I would like to adjust my RNAseq dataset for GC content.

I used EDASeq to calculate the offset.


data <-newSeqExpressionSet(counts=as.matrix(d$counts),featureData=feature,phenoData=data.frame(pheno),row.names=rownames(d))
dataOffset <- withinLaneNormalization(data,"gc", which="full",offset=TRUE)
offset <- offst(dataOffset)

My goal is to incorporate “GC offset” into my edgeR pipeline  (not to override edgeR calculated offset).

I found some suggestions online but I am not sure I am doing right.

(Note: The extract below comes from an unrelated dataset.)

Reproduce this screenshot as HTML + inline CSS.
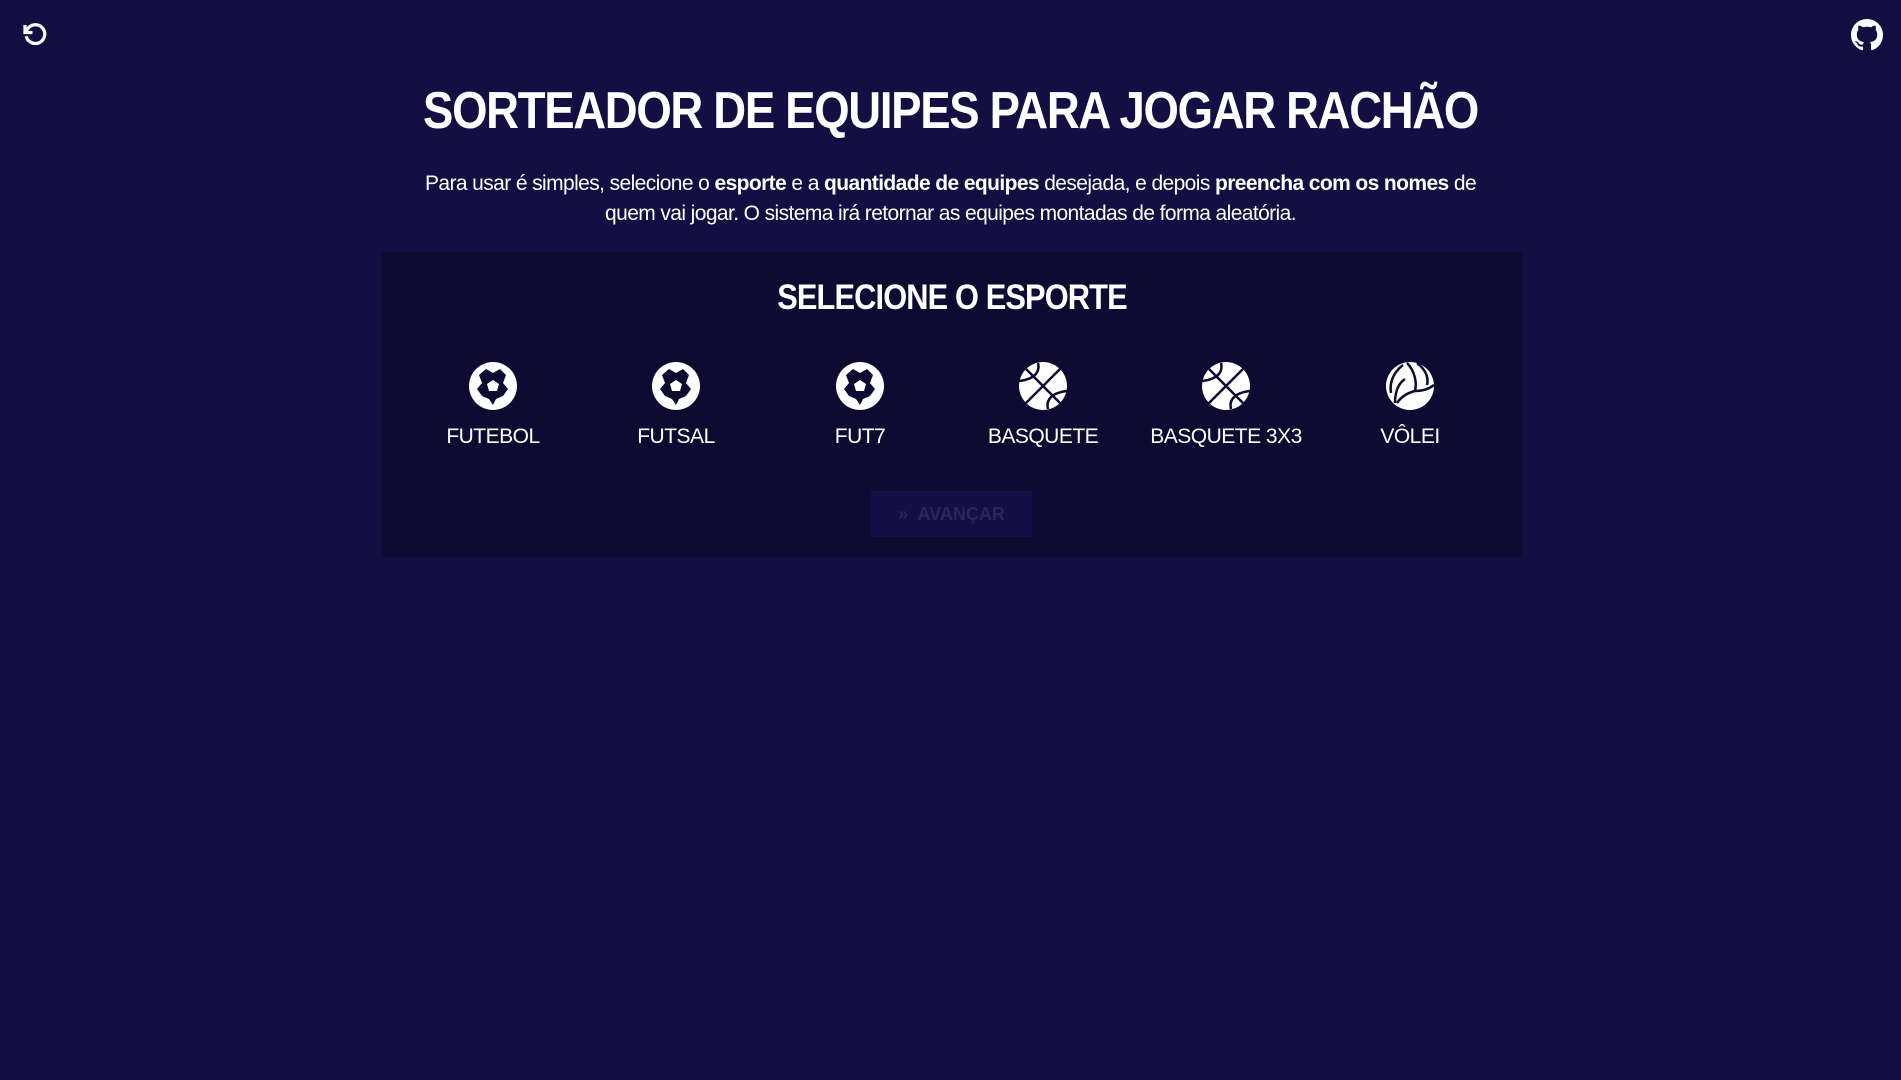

d <- calcNormFactors(d, robust=TRUE, method ="TMM", offset=offset)
d <- estimateDisp(d, design,)
fit <- glmFit(d, design)



Would you please advise?

Thanks a lot,


Aaron Lun
Last seen 17 hours ago
The city by the bay

Supplying offset to calcNormFactors will do nothing, see ?calcNormFactors.

If you need to supply offsets to edgeR, use the scaleOffset function to store the offset matrix inside the DGEList. This will ensure that the offsets are interpretable as log-library sizes (natural log), which is necessary for sensible calculation of the average log-CPM.

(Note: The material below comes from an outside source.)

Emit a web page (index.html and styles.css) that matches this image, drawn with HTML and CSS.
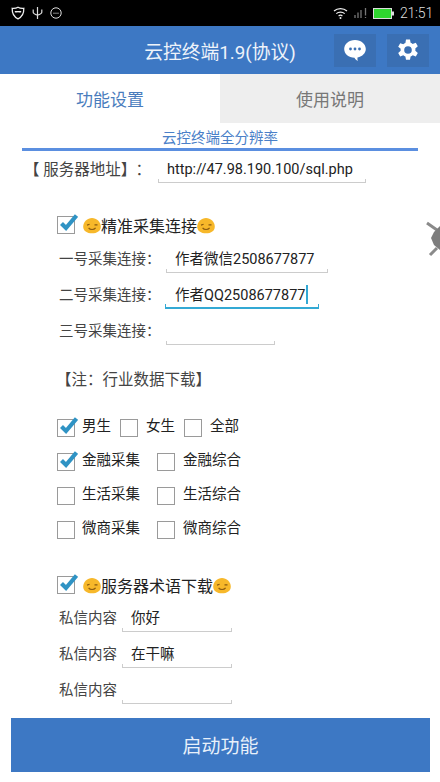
FILE: index.html
```html
<!DOCTYPE html>
<html lang="zh">
<head>
<meta charset="utf-8">
<title>云控终端</title>
<link rel="stylesheet" href="styles.css">
</head>
<body>
<svg class="defs" width="0" height="0" aria-hidden="true">
  <symbol id="tick" viewBox="0 0 20 20">
    <path d="M3.5 10.5 L8 15 L18.5 2.5" fill="none" stroke="#2f93c4" stroke-width="4.2"/>
  </symbol>
  <symbol id="wink" viewBox="0 0 18 16">
    <path d="M9 .4C13.5.4 17.8 4.300 17.800 9.200 17.800 13.400 14 15.800 9 15.800 4 15.800.2 13.400.2 9.200.2 4.300 4.500.4 9 .4Z" fill="#f7b82a"/>
    <path d="M4 7.600 6.600 6.800M11.500 7.400h3" stroke="#8a5a10" stroke-width="1.100" fill="none"/>
    <path d="M5.600 10.400C7 12.600 11 12.600 12.600 10.400" stroke="#8a5a10" stroke-width="1.100" fill="none"/>
  </symbol>
</svg>
<div class="page">
  <div class="status">
    <div class="status-left">
      <svg width="14" height="14" viewBox="0 0 14 14"><path d="M7 1.200C9 2.400 11 2.500 12.800 2.300 13 7.500 11 11 7 12.800 3 11 1 7.500 1.200 2.300 3 2.500 5 2.400 7 1.200Z" fill="none" stroke="#eee" stroke-width="1.300"/><path d="M3.800 5h6.400v1.200C9 7 8.400 6.400 7 6.200 5.600 6.400 5 7 3.800 6.200Z" fill="#eee"/></svg>
      <svg width="11" height="14" viewBox="0 0 11 14"><path d="M5.500 1v12M1.200 3.500v2.800C1.200 7.600 3 8.400 5.500 9.200 8 8.400 9.800 7.600 9.800 6.300V3.500" fill="none" stroke="#ddd" stroke-width="1.200"/></svg>
      <svg width="12" height="12" viewBox="0 0 12 12"><circle cx="6" cy="6" r="5.200" fill="none" stroke="#ddd" stroke-width="1"/><path d="M3.400 6.200h1.200M5.400 6.200h1.200M7.400 6.200h1.200" stroke="#ddd" stroke-width="1"/></svg>
    </div>
    <div class="status-right">
      <svg width="15" height="12" viewBox="0 0 15 12"><path d="M1 4C4.600.8 10.400.8 14 4M3.300 6.600C5.600 4.600 9.400 4.600 11.700 6.600M5.600 9C6.600 8.200 8.400 8.200 9.400 9" fill="none" stroke="#eee" stroke-width="1.200"/><circle cx="7.500" cy="11" r="1" fill="#eee"/></svg>
      <svg width="13" height="12" viewBox="0 0 13 12"><path d="M1 11V8M4 11V5.500M7 11V3M11.500 8.500V1M11.500 11V10" fill="none" stroke="#777" stroke-width="1.300"/></svg>
      <svg width="21" height="11" viewBox="0 0 21 11"><rect x=".5" y=".5" width="18" height="10" fill="#2fd62f" stroke="#ddd"/><rect x="19" y="3.500" width="2" height="4" fill="#ddd"/></svg>
      <span class="time">21:51</span>
    </div>
  </div>

  <header class="appbar">
    <div></div>
    <div class="title">云控终端1.9(协议)</div>
    <div class="actions">
      <div class="action">
        <svg width="24" height="24" viewBox="0 0 24 24"><path d="M12 2C5.800 2 1.200 6 1.200 11c0 4.900 4.500 8.700 10.300 8.800 .6 1.200 1.700 2.400 3.300 3.200-.4-1.200-.5-2.400-.3-3.500C19.500 18.400 22.800 15 22.800 11 22.800 6 18.200 2 12 2Z" fill="#fff"/><circle cx="7.500" cy="11" r="1.400" fill="#3a6fb3"/><circle cx="12" cy="11" r="1.400" fill="#3a6fb3"/><circle cx="16.500" cy="11" r="1.400" fill="#3a6fb3"/></svg>
      </div>
      <div class="action">
        <svg width="24" height="24" viewBox="0 0 24 24"><path fill="#fff" fill-rule="evenodd" d="M10 1.500h4l.6 3.200c.8.300 1.500.7 2.100 1.200l3.100-1.100 2 3.500-2.500 2.100c.1.400.1.800.1 1.200s0 .8-.1 1.200l2.500 2.100-2 3.500-3.100-1.100c-.6.500-1.300.9-2.100 1.200l-.6 3.200h-4l-.6-3.200c-.8-.3-1.500-.7-2.100-1.200l-3.100 1.100-2-3.500 2.500-2.100C4.600 12.800 4.600 12.400 4.600 12s0-.8.100-1.200L2.200 8.700l2-3.500 3.100 1.100c.6-.5 1.300-.9 2.100-1.200ZM12 8.200a3.800 3.800 0 1 0 0 7.600 3.800 3.800 0 0 0 0-7.600Z"/></svg>
      </div>
    </div>
  </header>

  <nav class="tabs">
    <div class="tab tab-on">功能设置</div>
    <div class="tab tab-off">使用说明</div>
  </nav>

  <div class="subtitle">云控终端全分辨率</div>

  <div class="server">
    <span class="server-label">【 服务器地址】<span class="colon">：</span></span>
    <div class="field field-server">http://47.98.190.100/sql.php</div>
  </div>

  <div class="check-row head-one">
    <span class="cb"><svg class="tick"><use href="#tick"/></svg></span>
    <svg class="emoji"><use href="#wink"/></svg><span class="head-text">精准采集连接</span><svg class="emoji"><use href="#wink"/></svg>
  </div>

  <div class="form-row first-link">
    <span class="label label-wide">一号采集连接：</span>
    <div class="field field-one">作者微信2508677877</div>
  </div>
  <div class="form-row">
    <span class="label label-wide">二号采集连接：</span>
    <div class="field field-two">作者QQ2508677877<span class="caret"></span></div>
  </div>
  <div class="form-row">
    <span class="label label-wide">三号采集连接：</span>
    <div class="field field-three"></div>
  </div>

  <div class="note">【注：行业数据下载】</div>

  <div class="opts">
    <div class="opt-row">
      <span class="cb"><svg class="tick"><use href="#tick"/></svg></span><span class="opt-text gap-a">男生</span>
      <span class="cb"></span><span class="opt-text wide gap-a">女生</span>
      <span class="cb"></span><span class="opt-text wide">全部</span>
    </div>
    <div class="opt-row">
      <span class="cb"><svg class="tick"><use href="#tick"/></svg></span><span class="opt-text gap-b">金融采集</span>
      <span class="cb"></span><span class="opt-text wide">金融综合</span>
    </div>
    <div class="opt-row">
      <span class="cb"></span><span class="opt-text gap-b">生活采集</span>
      <span class="cb"></span><span class="opt-text wide">生活综合</span>
    </div>
    <div class="opt-row">
      <span class="cb"></span><span class="opt-text gap-b">微商采集</span>
      <span class="cb"></span><span class="opt-text wide">微商综合</span>
    </div>
  </div>

  <div class="check-row head-two">
    <span class="cb"><svg class="tick"><use href="#tick"/></svg></span>
    <svg class="emoji"><use href="#wink"/></svg><span class="head-text">服务器术语下载</span><svg class="emoji"><use href="#wink"/></svg>
  </div>

  <div class="form-row first-msg">
    <span class="label label-msg">私信内容</span>
    <div class="field field-msg">你好</div>
  </div>
  <div class="form-row">
    <span class="label label-msg">私信内容</span>
    <div class="field field-msg">在干嘛</div>
  </div>
  <div class="form-row">
    <span class="label label-msg">私信内容</span>
    <div class="field field-msg"></div>
  </div>

  <div class="start">启动功能</div>

  <svg class="edge" width="15" height="38" viewBox="0 0 15 38"><path d="M2 2 12 9M5 34 12 27" stroke="#8a8a8a" stroke-width="3" fill="none"/><path d="M15 5 9 11 6 17 9 24 15 29Z" fill="#7d7d7d"/></svg>
</div>
</body>
</html>
```

FILE: styles.css
```css
* { box-sizing: border-box; }
html, body { margin: 0; padding: 0; background: #fff; }
body { font-family: "Roboto", "Noto Sans CJK SC", sans-serif; color: #222; }
.defs { position: absolute; }
.page { position: relative; width: 440px; height: 782px; overflow: hidden; background: #fff; display: flex; flex-direction: column; }

.status { height: 26px; background: #000; display: flex; justify-content: space-between; align-items: center; padding: 0 7px 0 11px; flex: none; }
.status-left { display: flex; align-items: center; gap: 7px; }
.status-right { display: flex; align-items: center; gap: 6px; }
.time { color: #ddd; font-size: 14px; font-weight: 300; line-height: 26px; letter-spacing: -.2px; }

.appbar { height: 48px; background: #3d78c4; display: grid; grid-template-columns: 1fr auto 1fr; align-items: center; flex: none; }
.title { color: #eef3fa; font-size: 18.800px; white-space: nowrap; }
.actions { display: flex; justify-content: flex-end; gap: 11px; padding-right: 11px; }
.action { width: 42px; height: 33px; background: #3a6fb3; display: flex; align-items: center; justify-content: center; }

.tabs { display: flex; height: 49px; flex: none; }
.tab { width: 220px; display: flex; align-items: center; justify-content: center; font-size: 17px; }
.tab-on { color: #4a7dbd; background: #fff; }
.tab-off { color: #777; background: #eee; }

.subtitle { margin: 0 22px; height: 28px; padding-top: 6px; border-bottom: 3px solid #5b8fe0; text-align: center; color: #4a80c8; font-size: 14.500px; line-height: 19px; flex: none; }

.field { border-bottom: 1px solid #ccc; font-size: 14.500px; color: #222; white-space: nowrap; position: relative; }
.field::before, .field::after { content: ""; position: absolute; bottom: 0; width: 1px; height: 3px; border-left: 1px solid #ccc; }
.field::before { left: 0; }
.field::after { right: -1px; }

.server { display: flex; align-items: flex-start; margin-top: 5px; padding-left: 24px; height: 27px; flex: none; }
.server-label { width: 134px; font-size: 15.500px; color: #444; line-height: 28px; white-space: nowrap; }
.colon { margin-left: 7px; }
.field-server { width: 208px; height: 27px; line-height: 27px; padding-left: 9px; }

.check-row { display: flex; align-items: center; padding-left: 57px; height: 20px; flex: none; }
.head-one { margin-top: 32px; }
.head-two { margin-top: 36px; }
.head-text { font-size: 16px; color: #222; white-space: nowrap; }
.emoji { width: 18px; height: 17px; flex: none; }
.check-row .emoji:first-of-type { margin-left: 8px; }

.cb { width: 18px; height: 18px; border: 1px solid #9a9a9a; background: #fff; display: block; flex: none; position: relative; }
.tick { position: absolute; left: 0; top: -4px; width: 20px; height: 20px; }

.form-row { display: flex; align-items: flex-start; padding-left: 59px; height: 26px; margin-top: 10px; flex: none; }
.first-link { margin-top: 12px; }
.first-msg { margin-top: 11px; }
.label { font-size: 14.500px; color: #444; line-height: 26px; white-space: nowrap; }
.label-wide { width: 107px; }
.label-msg { width: 63px; }
.field-one { width: 162px; height: 26px; line-height: 26px; padding-left: 9px; }
.field-two { width: 154px; height: 26px; line-height: 26px; padding-left: 10px; margin-left: -1px; border-bottom: 2px solid #33a9d4; }
.field-two::before, .field-two::after { border-left-color: #33a9d4; }
.field-three { width: 109px; height: 26px; }
.field-msg { width: 110px; height: 26px; line-height: 26px; padding-left: 9px; }
.caret { display: inline-block; width: 2px; height: 19px; background: #33a9d4; vertical-align: -4px; margin-left: 1px; }

.note { margin-top: 23px; padding-left: 56px; font-size: 15.500px; color: #444; line-height: 24px; flex: none; }

.opts { margin-top: 27px; padding-left: 57px; display: flex; flex-direction: column; gap: 16px; flex: none; }
.opt-row { display: flex; align-items: center; height: 18px; }
.opt-text { margin-left: 7px; font-size: 14.500px; line-height: 16px; padding-bottom: 2px; color: #222; white-space: nowrap; }
.wide { margin-left: 8px; }
.gap-a { margin-right: 9px; }
.gap-b { margin-right: 17px; }

.start { margin: 14px 10px 0 11px; height: 54px; padding-bottom: 2px; background: #3d78c4; color: #e8f0fa; font-size: 19px; display: flex; align-items: center; justify-content: center; flex: none; }

.edge { position: absolute; left: 425px; top: 221px; }
```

However, any specification of the offset matrix will override the use of normalization factors in downstream calculations. There is no straightforward way to "combine" offset matrices with the TMM normalization factors. edgeR can't possibly know what biases are removed by your offset matrix; it just assumes that you know what you're doing, and that the offset matrix gets rid of all biases that might be relevant to your contrasts of interest.

In short, supplying the EDAseq offset matrix will mean that only the EDAseq normalization will be performed. The TMM normalization factors will be mostly ignored for the purposes of DE testing.